Pada dasarnya, corona telah mengakibatkan pekerja lepas, khususnya kelompok ekonomi kelas bawah terancam dari sisi pendapatan. Artinya, ancaman bagi kelompok kelas yang merupakan mayoritas di Indonesia ini perlu di sampaikan informasinya hingga ke istana negara agar mereka mendapatkan perlindungan dari sisi ekonomi yang terancam runtuh. Sisi lain, corona telah membuat kita sadar dalam beragama agar kita berdoa dan berpikir demi menjaga kesehatan.

Realitas yang dihadapi oleh masyarakat, ternyata tersampaikan lewat kebijakan pemerintah yang menggratiskan biaya listrik, hadirnya bantuan sosial, dan sebagainya. Alat yang digunakan baik oleh pakar, tokoh, aktivis, maupun warga negara dalam menyampaikan realitas permasalah yang kompleks (salah satunya ekonomi) tiada lain adalah instrument demokrasi itu sendiri. Lalu, apa jadinya bila negara ini menutup akses demokrasi? Bagaimana realitas masalah yang kompleks dapat dikemukakan?
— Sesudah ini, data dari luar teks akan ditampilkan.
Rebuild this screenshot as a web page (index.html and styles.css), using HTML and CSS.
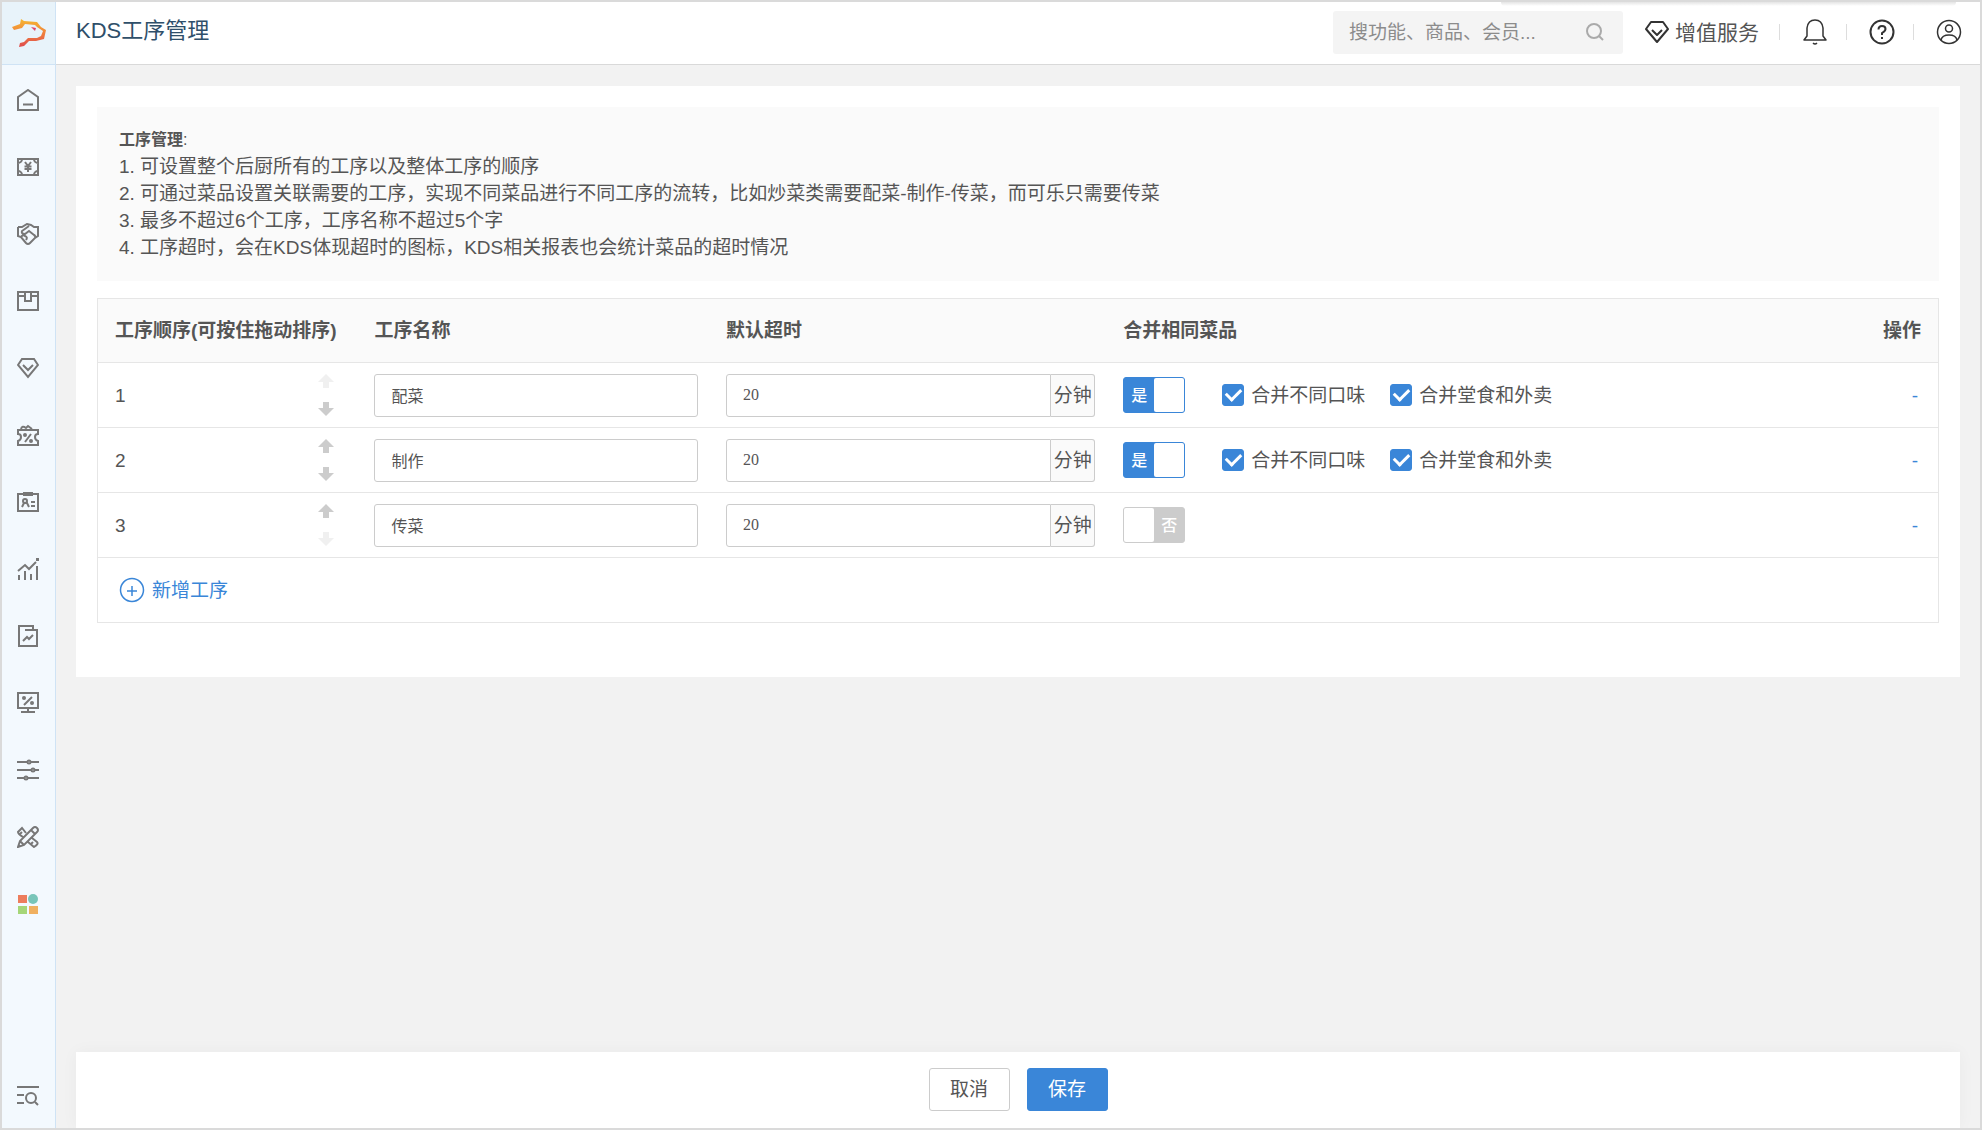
FILE: index.html
```html
<!DOCTYPE html>
<html lang="zh-CN">
<head>
    <meta charset="UTF-8">
    <meta name="viewport" content="width=device-width, initial-scale=1.0">
    <title>KDS工序管理</title>
    <link rel="stylesheet" href="styles.css">
</head>
<body>
    <aside class="sidebar">
        <a href="#" class="logo" aria-label="首页">
            <svg width="34" height="30" viewBox="0 0 34 30" fill="none">
                <defs>
                    <linearGradient id="logo-color" x1="0" y1="0" x2="0" y2="1">
                        <stop offset="0" stop-color="#f6b830"/>
                        <stop offset="0.5" stop-color="#f0813c"/>
                        <stop offset="1" stop-color="#de4a4e"/>
                    </linearGradient>
                </defs>
                <path d="M0 9L8 6L9 1L12 3L25 4L29 9L34 12L32 21L24 23L17 23L12 28L7 29L8 25L12 24L16 20L25 20L29 18L31 13L25 9L23 7L13 6L10 10L2 12Z" fill="url(#logo-color)"/>
                <path d="M19 9L24 10L23 13Z" fill="#e0456a"/>
            </svg>
        </a>
        <nav class="menu">
            <a href="#" aria-label="概览">
                <svg class="icon" viewBox="0 0 22 22"><path d="M1 8L11 1L21 8V21H1ZM6 15.500H16"/></svg>
            </a>
            <a href="#" aria-label="收银">
                <svg class="icon" viewBox="0 0 22 22"><path d="M1 3H21V19H1ZM1 7A4 4 0 0 0 5 3M17 3A4 4 0 0 0 21 7M1 15A4 4 0 0 1 5 19M21 15A4 4 0 0 0 17 19M8 6L11 10L14 6M11 10V16M7.500 10.500H14.500M7.500 13H14.500"/></svg>
            </a>
            <a href="#" aria-label="合作">
                <svg class="icon" viewBox="0 0 22 22"><path d="M1 4H5L10 1L14 2L17 4H21V13L18 15M1 4V13L4 14L9 20Q11 22 13 20L18 15Q19 13 17 12L12 8L8 11Q4 11 5 8L12 3M4 14Q6 11 8 13Q11 14 9 17"/></svg>
            </a>
            <a href="#" aria-label="库存">
                <svg class="icon" viewBox="0 0 22 22"><path d="M1 2H21V20H1ZM1 6H8M14 6H21M8 2V11H14V2"/></svg>
            </a>
            <a href="#" aria-label="会员">
                <svg class="icon" viewBox="0 0 22 22"><path d="M5 2H17L21 8L11 20L1 8ZM6 8L11 13L16 8"/></svg>
            </a>
            <a href="#" aria-label="优惠">
                <svg class="icon" viewBox="0 0 22 22"><path d="M1 6H21V10Q18 10 18 13Q18 16 21 17V21H1V17Q4 16 4 13Q4 10 1 10ZM4 5Q5 1 9 4L11 2L15 5M8 18L14 10"/><circle cx="8" cy="11" r="1"/><circle cx="14" cy="17" r="1"/></svg>
            </a>
            <a href="#" aria-label="员工">
                <svg class="icon" viewBox="0 0 22 22"><path d="M7 3H1V20H21V3H15M7 2H15V4H7ZM5 16L7 12H10L12 16M14 11H18M14 15H18"/><circle cx="8" cy="10" r="2"/></svg>
            </a>
            <a href="#" aria-label="统计">
                <svg class="icon" viewBox="0 0 22 22"><path d="M1 13L8 7L12 11L19 4M2 17V22M8 13V22M14 16V22M20 8V22"/><path d="M19 0H22V3H19Z" class="solid"/></svg>
            </a>
            <a href="#" aria-label="报表">
                <svg class="icon" viewBox="0 0 22 22"><path d="M16 5V1H2V21H20V5H8M6 16L10 12L12 14L16 10"/></svg>
            </a>
            <a href="#" aria-label="营销">
                <svg class="icon" viewBox="0 0 22 22"><path d="M1 1H21V16H1ZM11 16V19M4 20H18M7 13L15 5"/><circle cx="7" cy="6" r="2" class="solid"/><circle cx="15" cy="11" r="2" class="solid"/></svg>
            </a>
            <a href="#" aria-label="设置">
                <svg class="icon" viewBox="0 0 22 22"><path d="M0 3H22M0 11H22M0 19H22"/><g class="knob"><circle cx="12" cy="3" r="1.500"/><circle cx="16" cy="11" r="1.500"/><circle cx="9" cy="19" r="1.500"/></g></svg>
            </a>
            <a href="#" aria-label="工具">
                <svg class="icon" viewBox="0 0 22 22"><path d="M1 21L3 15L16 2Q18 0 20 2Q22 4 20 6L7 19ZM14 4L18 8M3 15L7 19M9 7L5 2L1 6Q1 8 6 11M3 8L5 6M15 12L20 16Q22 18 17 21L11 16M14 18L16 16"/></svg>
            </a>
            <a href="#" aria-label="应用">
                <svg width="22" height="22" viewBox="0 0 22 22">
                    <path d="M1 2H10V10H1Z" fill="#ed7d5d"/>
                    <circle cx="16" cy="6" r="5" fill="#78c5b9"/>
                    <path d="M1 13H10V21H1Z" fill="#a5d678"/>
                    <path d="M12 13H21V21H12Z" fill="#f0b060"/>
                </svg>
            </a>
        </nav>
        <a href="#" class="menu-search" aria-label="搜索菜单">
            <svg class="icon" viewBox="0 0 22 22"><path d="M0 2H22M0 10H7M0 18H7M18 17L21 20"/><circle cx="14" cy="13" r="5"/></svg>
        </a>
    </aside>

    <div class="page">
        <header class="header">
            <h1>KDS工序管理</h1>
            <div class="search">
                <input type="text" placeholder="搜功能、商品、会员..." aria-label="搜索">
                <svg width="20" height="20" viewBox="0 0 20 20" fill="none" stroke="#aaa" stroke-width="2"><circle cx="9" cy="9" r="7"/><path d="M14 14L18 18"/></svg>
            </div>
            <a href="#" class="service">
                <svg width="24" height="24" viewBox="0 0 24 24" fill="none" stroke="#333" stroke-width="2" stroke-linejoin="round"><path d="M6 2H18L23 9L12 22L1 9ZM7 10L12 15L17 10"/></svg>
                增值服务
            </a>
            <span class="divider"></span>
            <button class="header-button" aria-label="通知">
                <svg width="24" height="26" viewBox="0 0 24 26" fill="none" stroke="#333" stroke-width="1.500" stroke-linejoin="round"><path d="M1 21H23L20 17V9Q19 1 12 1Q5 1 4 9V17ZM10 24Q12 26 14 24"/></svg>
            </button>
            <span class="divider"></span>
            <button class="header-button" aria-label="帮助">
                <svg width="26" height="26" viewBox="0 0 26 26" fill="none" stroke="#333" stroke-width="2"><circle cx="13" cy="13" r="11.500"/><path d="M9.500 10.500Q9.500 7 13 7Q16.500 7 16.500 10Q16.500 12 13 14V16M13 18V20"/></svg>
            </button>
            <span class="divider"></span>
            <button class="header-button" aria-label="账号">
                <svg width="26" height="26" viewBox="0 0 26 26" fill="none" stroke="#333" stroke-width="1.500"><circle cx="13" cy="13" r="11.500"/><circle cx="13" cy="9.500" r="3.500"/><path d="M5 21Q6 16 13 16Q20 16 21 21"/></svg>
            </button>
        </header>

        <main class="content">
            <section class="card">
                <div class="notice">
                    <p class="notice-title"><b>工序管理</b>:</p>
                    <p>1. 可设置整个后厨所有的工序以及整体工序的顺序</p>
                    <p>2. 可通过菜品设置关联需要的工序，实现不同菜品进行不同工序的流转，比如炒菜类需要配菜-制作-传菜，而可乐只需要传菜</p>
                    <p>3. 最多不超过6个工序，工序名称不超过5个字</p>
                    <p>4. 工序超时，会在KDS体现超时的图标，KDS相关报表也会统计菜品的超时情况</p>
                </div>

                <table class="process-table">
                    <thead>
                        <tr>
                            <th class="col-order">工序顺序(可按住拖动排序)</th>
                            <th class="col-name">工序名称</th>
                            <th class="col-time">默认超时</th>
                            <th>合并相同菜品</th>
                            <th class="col-action">操作</th>
                        </tr>
                    </thead>
                    <tbody>
                        <tr>
                            <td>
                                <div class="order">
                                    1
                                    <div class="arrows">
                                        <button aria-label="上移" disabled><svg width="16" height="14" viewBox="0 0 16 14"><path d="M8 0L16 8H11V14H5V8H0Z"/></svg></button>
                                        <button aria-label="下移"><svg width="16" height="14" viewBox="0 0 16 14"><path d="M8 14L0 6H5V0H11V6H16Z"/></svg></button>
                                    </div>
                                </div>
                            </td>
                            <td><input type="text" class="field" value="配菜" aria-label="工序名称"></td>
                            <td>
                                <div class="time">
                                    <input type="text" class="field" id="time-1" value="20">
                                    <label for="time-1">分钟</label>
                                </div>
                            </td>
                            <td>
                                <div class="merge">
                                    <label class="switch">
                                        <input type="checkbox" aria-label="合并相同菜品" checked>
                                        <span>是</span>
                                    </label>
                                    <label class="check"><input type="checkbox" checked>合并不同口味</label>
                                    <label class="check"><input type="checkbox" checked>合并堂食和外卖</label>
                                </div>
                            </td>
                            <td class="col-action"><span class="action">-</span></td>
                        </tr>
                        <tr>
                            <td>
                                <div class="order">
                                    2
                                    <div class="arrows">
                                        <button aria-label="上移"><svg width="16" height="14" viewBox="0 0 16 14"><path d="M8 0L16 8H11V14H5V8H0Z"/></svg></button>
                                        <button aria-label="下移"><svg width="16" height="14" viewBox="0 0 16 14"><path d="M8 14L0 6H5V0H11V6H16Z"/></svg></button>
                                    </div>
                                </div>
                            </td>
                            <td><input type="text" class="field" value="制作" aria-label="工序名称"></td>
                            <td>
                                <div class="time">
                                    <input type="text" class="field" id="time-2" value="20">
                                    <label for="time-2">分钟</label>
                                </div>
                            </td>
                            <td>
                                <div class="merge">
                                    <label class="switch">
                                        <input type="checkbox" aria-label="合并相同菜品" checked>
                                        <span>是</span>
                                    </label>
                                    <label class="check"><input type="checkbox" checked>合并不同口味</label>
                                    <label class="check"><input type="checkbox" checked>合并堂食和外卖</label>
                                </div>
                            </td>
                            <td class="col-action"><span class="action">-</span></td>
                        </tr>
                        <tr>
                            <td>
                                <div class="order">
                                    3
                                    <div class="arrows">
                                        <button aria-label="上移"><svg width="16" height="14" viewBox="0 0 16 14"><path d="M8 0L16 8H11V14H5V8H0Z"/></svg></button>
                                        <button aria-label="下移" disabled><svg width="16" height="14" viewBox="0 0 16 14"><path d="M8 14L0 6H5V0H11V6H16Z"/></svg></button>
                                    </div>
                                </div>
                            </td>
                            <td><input type="text" class="field" value="传菜" aria-label="工序名称"></td>
                            <td>
                                <div class="time">
                                    <input type="text" class="field" id="time-3" value="20">
                                    <label for="time-3">分钟</label>
                                </div>
                            </td>
                            <td>
                                <div class="merge">
                                    <label class="switch switch-off">
                                        <input type="checkbox" aria-label="合并相同菜品">
                                        <span>否</span>
                                    </label>
                                </div>
                            </td>
                            <td class="col-action"><span class="action">-</span></td>
                        </tr>
                        <tr>
                            <td colspan="5">
                                <button class="add">
                                    <svg width="26" height="26" viewBox="0 0 26 26" fill="none" stroke="currentColor" stroke-width="1.500"><circle cx="13" cy="13" r="11.500"/><path d="M8 14H18M13 9V19"/></svg>
                                    新增工序
                                </button>
                            </td>
                        </tr>
                    </tbody>
                </table>
            </section>
        </main>

        <footer class="footer">
            <button class="button">取消</button>
            <button class="button button-primary">保存</button>
        </footer>
    </div>
</body>
</html>
```
FILE: styles.css
```css
* {
    box-sizing: border-box;
}

body {
    display: flex;
    min-height: 100vh;
    margin: 0;
    border: 2px solid #dadada;
    background-color: #f2f2f2;
    color: #555;
    font-family: "Liberation Sans", "Noto Sans CJK SC", sans-serif;
    font-size: 19px;
    line-height: 27px;
}

a {
    color: inherit;
    text-decoration: none;
}

button {
    padding: 0;
    border: none;
    background: none;
    color: inherit;
    font: inherit;
    cursor: pointer;
}

svg {
    display: block;
}

/* Sidebar */
.sidebar {
    display: flex;
    flex-direction: column;
    flex: none;
    width: 54px;
    border-right: 1px solid #cfe3f5;
    background-color: #f3f9fe;
}

.logo {
    display: flex;
    justify-content: center;
    align-items: center;
    height: 63px;
    border-bottom: 1px solid #cfe3f5;
    background-color: #e8f3fa;
}

.menu {
    flex: 1;
    padding: 1px 2px 0 0;
}

.menu a {
    display: flex;
    justify-content: center;
    align-items: center;
    height: 67px;
}

.icon {
    width: 22px;
    height: 22px;
    fill: none;
    stroke: #777;
    stroke-width: 2;
}

.icon .solid {
    fill: #777;
    stroke: none;
}

.icon .knob {
    fill: #f3f9fe;
}

.menu-search {
    display: flex;
    justify-content: center;
    padding: 0 2px 21px 0;
}

/* Header */
.page {
    display: flex;
    flex-direction: column;
    flex: 1;
    min-width: 0;
}

.header {
    position: relative;
    display: flex;
    align-items: center;
    height: 63px;
    padding: 0 18px 2px 20px;
    border-bottom: 1px solid #d9d9d9;
    background-color: #fff;
}

.header::after {
    content: "";
    position: absolute;
    top: 0;
    right: 24px;
    width: 455px;
    height: 4px;
    border-radius: 0 0 8px 8px;
    background: linear-gradient(#e4e4e4, #fff);
}

h1 {
    flex: 1;
    margin: 0;
    padding-bottom: 4px;
    color: #2f4f6a;
    font-size: 22px;
    font-weight: normal;
}

.search {
    display: flex;
    align-items: center;
    width: 290px;
    height: 43px;
    margin-right: 22px;
    padding: 0 18px 0 16px;
    border-radius: 3px;
    background-color: #f4f4f4;
}

.search input {
    flex: 1;
    min-width: 0;
    padding: 0;
    border: none;
    outline: none;
    background: none;
    color: #555;
    font: inherit;
}

.search input::placeholder {
    color: #8c8c8c;
}

.service {
    display: flex;
    align-items: center;
    gap: 6px;
    margin-right: 2px;
    font-size: 21px;
}

.divider {
    width: 1px;
    height: 16px;
    margin: 0 22px 0 18px;
    background-color: #ddd;
}

.header-button {
    display: flex;
    justify-content: center;
    width: 26px;
}

/* Content */
.content {
    flex: 1;
    padding: 21px 20px;
}

.card {
    padding: 21px 21px 54px;
    background-color: #fff;
}

.notice {
    margin-bottom: 17px;
    padding: 19px 22px 20px;
    background-color: #fafafa;
}

.notice p {
    margin: 0;
}

.notice .notice-title {
    font-size: 16px;
}

.process-table {
    width: 100%;
    border: 1px solid #e6e6e6;
    border-bottom: none;
    border-spacing: 0;
    table-layout: fixed;
}

.process-table th,
.process-table td {
    height: 65px;
    padding: 0 11px 0 17px;
    border-bottom: 1px solid #e6e6e6;
    text-align: left;
}

.process-table th {
    height: 64px;
    background-color: #fafafa;
    white-space: nowrap;
}

.process-table .col-order {
    width: 14.1%;
}

.process-table .col-name {
    width: 19.1%;
}

.process-table .col-time {
    width: 21.6%;
}

.process-table .col-action {
    width: 100px;
    padding-right: 17px;
    text-align: right;
}

.order {
    display: flex;
    justify-content: space-between;
    align-items: center;
    padding-right: 12px;
}

.arrows {
    display: flex;
    flex-direction: column;
    gap: 14px;
}

.arrows button {
    fill: #ccc;
}

.arrows button:disabled {
    fill: #f0f0f0;
}

.field {
    display: block;
    width: 100%;
    height: 43px;
    padding: 0 16px;
    border: 1px solid #ccc;
    border-radius: 3px;
    background-color: #fff;
    color: #555;
    font-family: "Liberation Serif", "Noto Sans CJK SC", serif;
    font-size: 16px;
}

.time {
    display: flex;
}

.time .field {
    flex: 1;
    min-width: 0;
    border-radius: 3px 0 0 3px;
}

.time label {
    display: flex;
    justify-content: center;
    align-items: center;
    width: 44px;
    border: 1px solid #ccc;
    border-left: none;
    border-radius: 0 3px 3px 0;
    background-color: #fafafa;
}

.merge {
    display: flex;
    align-items: center;
}

.switch {
    display: flex;
    width: 62px;
    height: 36px;
    margin-right: 37px;
    border: 1px solid #3a86d8;
    border-radius: 3px;
    background-color: #3a86d8;
    color: #fff;
    font-size: 16px;
    font-weight: 500;
    cursor: pointer;
}

.switch span {
    display: flex;
    justify-content: center;
    align-items: center;
    flex: 1;
}

/* The tick box itself is the white knob */
.switch input {
    appearance: none;
    order: 1;
    width: 30px;
    margin: 0;
    border-radius: 2px;
    background-color: #fff;
    cursor: pointer;
}

.switch-off {
    border-color: #ccc;
    background-color: #ccc;
}

.switch-off input {
    order: 0;
}

.check {
    display: flex;
    align-items: center;
    gap: 7px;
    margin-right: 25px;
    cursor: pointer;
}

.check input {
    appearance: none;
    display: flex;
    justify-content: center;
    align-items: center;
    width: 22px;
    height: 22px;
    margin: 0;
    border: 1px solid #ccc;
    border-radius: 3px;
}

.check input:checked {
    border-color: #3a86d8;
    background-color: #3a86d8;
}

.check input:checked::before {
    content: "";
    width: 12px;
    height: 7px;
    margin-bottom: 4px;
    border: solid #fff;
    border-width: 0 0 3px 3px;
    transform: rotate(-45deg);
}

.action {
    padding-right: 3px;
    color: #3a86d8;
}

.add {
    display: flex;
    align-items: center;
    gap: 7px;
    margin-left: 4px;
    color: #3a86d8;
}

/* Footer */
.footer {
    display: flex;
    justify-content: center;
    gap: 17px;
    margin: 0 20px;
    padding: 16px 16px 17px;
    background-color: #fff;
    box-shadow: 0 0 16px rgba(0, 0, 0, 0.04);
}

.button {
    width: 81px;
    height: 43px;
    border: 1px solid #ccc;
    border-radius: 3px;
    background-color: #fff;
}

.button-primary {
    border-color: #3a86d8;
    background-color: #3a86d8;
    color: #fff;
}
```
Hal demikian menandakan bahwa demokrasi telah bekerja pada tataran hifdz mal.

Demikianlah ketika corona mempreteli paradigma pemikiran yang menindas tradisi berpikir dan hanya memperjuangkan pemberlakuan simbolis terhadap keyakinan agama dan secara bersamaan mengabaikan realitas permasalahan.